EXERCISE DIRECTIONS -
All the data must come back unchanged, except that pictures are left out.

_ _ _ _

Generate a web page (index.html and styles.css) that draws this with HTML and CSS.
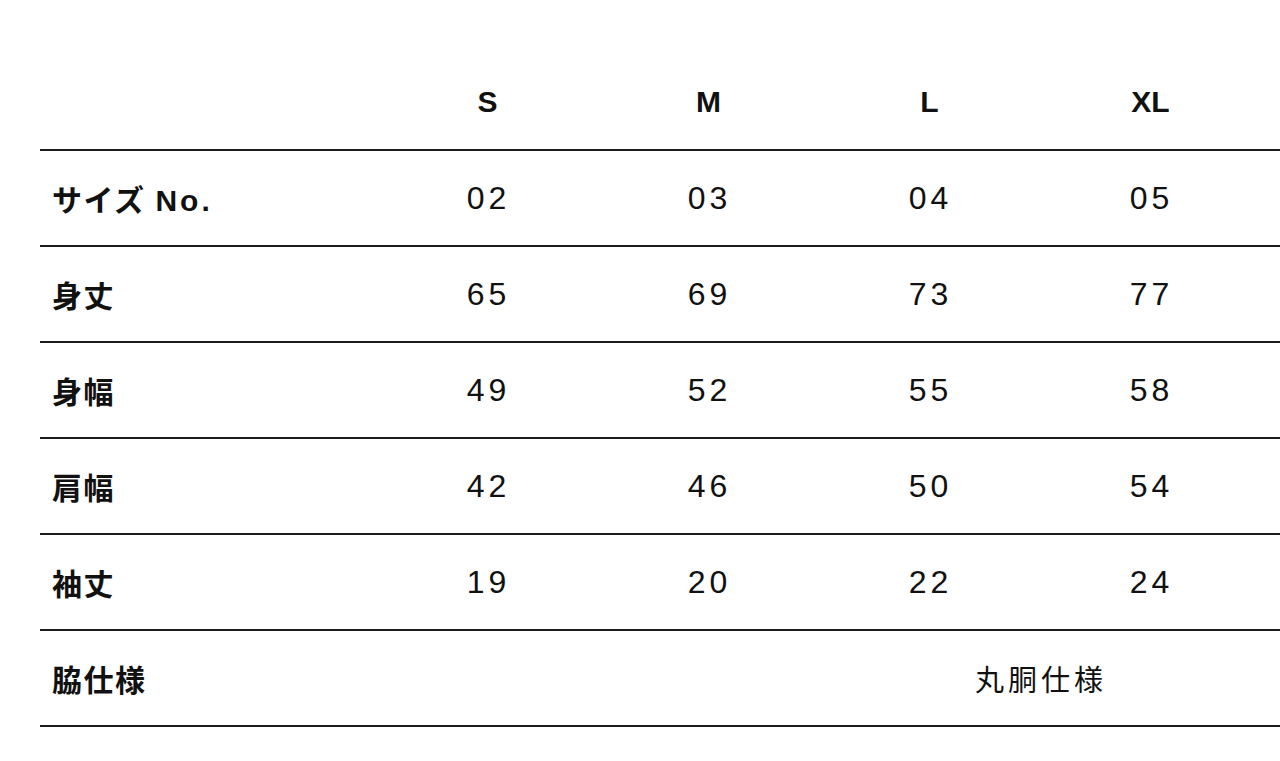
FILE: index.html
```html
<!DOCTYPE html>
<html lang="ja">
<head>
<meta charset="utf-8">
<title>サイズ表</title>
<link rel="stylesheet" href="styles.css">
</head>
<body>
<div class="page">
  <table class="size-table">
    <colgroup>
      <col class="col-label">
      <col class="col-size"><col class="col-size"><col class="col-size"><col class="col-size">
      <col class="col-rest">
    </colgroup>
    <thead>
      <tr>
        <th class="label"></th>
        <th>S</th><th>M</th><th>L</th><th>XL</th><th class="rest"></th>
      </tr>
    </thead>
    <tbody>
      <tr>
        <th class="label">サイズ <span class="latin">No.</span></th>
        <td>02</td><td>03</td><td>04</td><td>05</td><td class="rest"></td>
      </tr>
      <tr>
        <th class="label">身丈</th>
        <td>65</td><td>69</td><td>73</td><td>77</td><td class="rest"></td>
      </tr>
      <tr>
        <th class="label">身幅</th>
        <td>49</td><td>52</td><td>55</td><td>58</td><td class="rest"></td>
      </tr>
      <tr>
        <th class="label">肩幅</th>
        <td>42</td><td>46</td><td>50</td><td>54</td><td class="rest"></td>
      </tr>
      <tr>
        <th class="label">袖丈</th>
        <td>19</td><td>20</td><td>22</td><td>24</td><td class="rest"></td>
      </tr>
      <tr>
        <th class="label">脇仕様</th>
        <td class="span-text" colspan="5">丸胴仕様</td>
      </tr>
    </tbody>
  </table>
</div>
</body>
</html>
```

FILE: styles.css
```css
html, body {
  margin: 0;
  padding: 0;
  background: #ffffff;
  overflow: hidden;
}

body {
  font-family: "Liberation Sans", "Noto Sans CJK JP", sans-serif;
  color: #111111;
}

.page {
  padding: 55px 0 0 40px;
  width: 1800px;
}

.size-table {
  border-collapse: collapse;
  table-layout: fixed;
  width: 1662px;
}

.col-label {
  width: 336px;
}

.col-size {
  width: 221px;
}

.col-rest {
  width: 442px;
}

.size-table th,
.size-table td {
  height: 94px;
  padding: 0;
  border-bottom: 2px solid #1c1c1c;
  text-align: center;
  vertical-align: middle;
}

.size-table thead th {
  font-size: 30px;
  font-weight: 700;
  padding-left: 2px;
}

.size-table th.label {
  text-align: left;
  padding-left: 12px;
  font-size: 30px;
  font-weight: 700;
  letter-spacing: 1.5px;
}

.size-table th.label .latin {
  letter-spacing: 3px;
}

.size-table td {
  font-size: 32px;
  font-weight: 400;
  letter-spacing: 4px;
  padding-left: 4px;
}

.size-table td.span-text {
  font-family: "Noto Sans CJK JP", sans-serif;
  font-size: 29px;
  letter-spacing: 4px;
  padding-left: 4px;
}
```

_ _ _ _

OUTPUT OF THE TASK -
Generate a web page (index.html and styles.css) that draws this with HTML and CSS.
FILE: index.html
```html
<!DOCTYPE html>
<html lang="ja">
<head>
<meta charset="utf-8">
<title>サイズ表</title>
<link rel="stylesheet" href="styles.css">
</head>
<body>
<div class="page">
  <table class="size-table">
    <colgroup>
      <col class="col-label">
      <col class="col-size"><col class="col-size"><col class="col-size"><col class="col-size">
      <col class="col-rest">
    </colgroup>
    <thead>
      <tr>
        <th class="label"></th>
        <th>S</th><th>M</th><th>L</th><th>XL</th><th class="rest"></th>
      </tr>
    </thead>
    <tbody>
      <tr>
        <th class="label">サイズ <span class="latin">No.</span></th>
        <td>02</td><td>03</td><td>04</td><td>05</td><td class="rest"></td>
      </tr>
      <tr>
        <th class="label">身丈</th>
        <td>65</td><td>69</td><td>73</td><td>77</td><td class="rest"></td>
      </tr>
      <tr>
        <th class="label">身幅</th>
        <td>49</td><td>52</td><td>55</td><td>58</td><td class="rest"></td>
      </tr>
      <tr>
        <th class="label">肩幅</th>
        <td>42</td><td>46</td><td>50</td><td>54</td><td class="rest"></td>
      </tr>
      <tr>
        <th class="label">袖丈</th>
        <td>19</td><td>20</td><td>22</td><td>24</td><td class="rest"></td>
      </tr>
      <tr>
        <th class="label">脇仕様</th>
        <td class="span-text" colspan="5">丸胴仕様</td>
      </tr>
    </tbody>
  </table>
</div>
</body>
</html>
```

FILE: styles.css
```css
html, body {
  margin: 0;
  padding: 0;
  background: #ffffff;
  overflow: hidden;
}

body {
  font-family: "Liberation Sans", "Noto Sans CJK JP", sans-serif;
  color: #111111;
}

.page {
  padding: 55px 0 0 40px;
  width: 1800px;
}

.size-table {
  border-collapse: collapse;
  table-layout: fixed;
  width: 1662px;
}

.col-label {
  width: 336px;
}

.col-size {
  width: 221px;
}

.col-rest {
  width: 442px;
}

.size-table th,
.size-table td {
  height: 94px;
  padding: 0;
  border-bottom: 2px solid #1c1c1c;
  text-align: center;
  vertical-align: middle;
}

.size-table thead th {
  font-size: 30px;
  font-weight: 700;
  padding-left: 2px;
}

.size-table th.label {
  text-align: left;
  padding-left: 12px;
  font-size: 30px;
  font-weight: 700;
  letter-spacing: 1.5px;
}

.size-table th.label .latin {
  letter-spacing: 3px;
}

.size-table td {
  font-size: 32px;
  font-weight: 400;
  letter-spacing: 4px;
  padding-left: 4px;
}

.size-table td.span-text {
  font-family: "Noto Sans CJK JP", sans-serif;
  font-size: 29px;
  letter-spacing: 4px;
  padding-left: 4px;
}
```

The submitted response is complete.